## start
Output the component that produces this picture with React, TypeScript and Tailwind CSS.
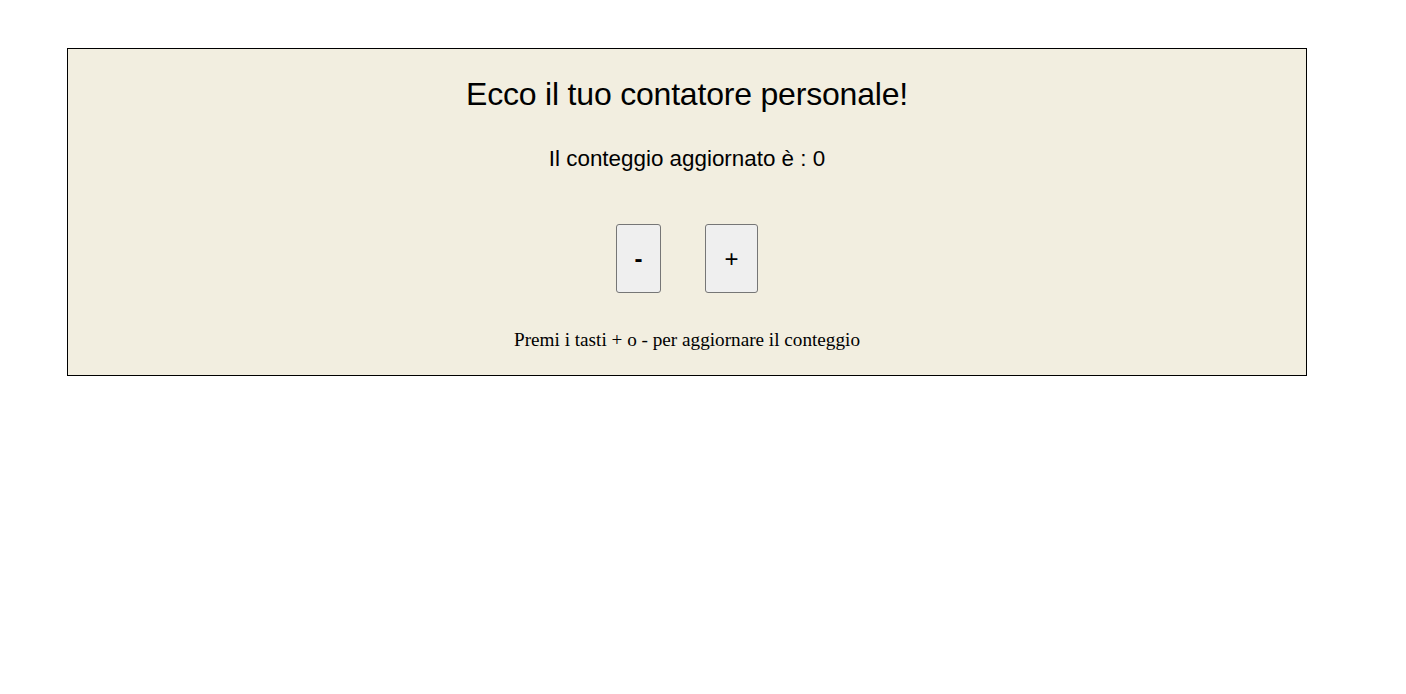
export default function App() {
  return (
    <div className="min-h-screen bg-white pt-[48px] pl-[67px]">
      <div className="w-[1240px] h-[328px] border border-black bg-[#f2eee0] flex flex-col items-center">
        <h1 className="mt-[27px] text-[32px] leading-[37px] text-black font-['Liberation_Sans',Arial,sans-serif] tracking-[-0.2px]">
          Ecco il tuo contatore personale!
        </h1>
        <p className="mt-[33px] text-[22.4px] leading-[25px] text-black font-['Liberation_Sans',Arial,sans-serif]">
          Il conteggio aggiornato è : 0
        </p>
        <div className="mt-[53px] flex gap-[44px]">
          <button className="w-[45px] h-[69px] rounded-[3px] border border-[#767676] bg-[#efefef] text-[24px] font-bold text-black font-['Liberation_Sans',Arial,sans-serif]">
            -
          </button>
          <button className="w-[53px] h-[69px] rounded-[3px] border border-[#767676] bg-[#efefef] text-[24px] text-black font-['Liberation_Sans',Arial,sans-serif]">
            +
          </button>
        </div>
        <p className="mt-[36px] text-[19.2px] leading-[22px] text-black font-['Liberation_Serif','Times_New_Roman',serif]">
          Premi i tasti + o - per aggiornare il conteggio
        </p>
      </div>
    </div>
  );
}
## end
## TO BE DONE
Exclude the pictures. Write out the remaining data exactly.

## RESPONSE FOR THIS EXERCISE
Output the component that produces this picture with React, TypeScript and Tailwind CSS.
export default function App() {
  return (
    <div className="min-h-screen bg-white pt-[48px] pl-[67px]">
      <div className="w-[1240px] h-[328px] border border-black bg-[#f2eee0] flex flex-col items-center">
        <h1 className="mt-[27px] text-[32px] leading-[37px] text-black font-['Liberation_Sans',Arial,sans-serif] tracking-[-0.2px]">
          Ecco il tuo contatore personale!
        </h1>
        <p className="mt-[33px] text-[22.4px] leading-[25px] text-black font-['Liberation_Sans',Arial,sans-serif]">
          Il conteggio aggiornato è : 0
        </p>
        <div className="mt-[53px] flex gap-[44px]">
          <button className="w-[45px] h-[69px] rounded-[3px] border border-[#767676] bg-[#efefef] text-[24px] font-bold text-black font-['Liberation_Sans',Arial,sans-serif]">
            -
          </button>
          <button className="w-[53px] h-[69px] rounded-[3px] border border-[#767676] bg-[#efefef] text-[24px] text-black font-['Liberation_Sans',Arial,sans-serif]">
            +
          </button>
        </div>
        <p className="mt-[36px] text-[19.2px] leading-[22px] text-black font-['Liberation_Serif','Times_New_Roman',serif]">
          Premi i tasti + o - per aggiornare il conteggio
        </p>
      </div>
    </div>
  );
}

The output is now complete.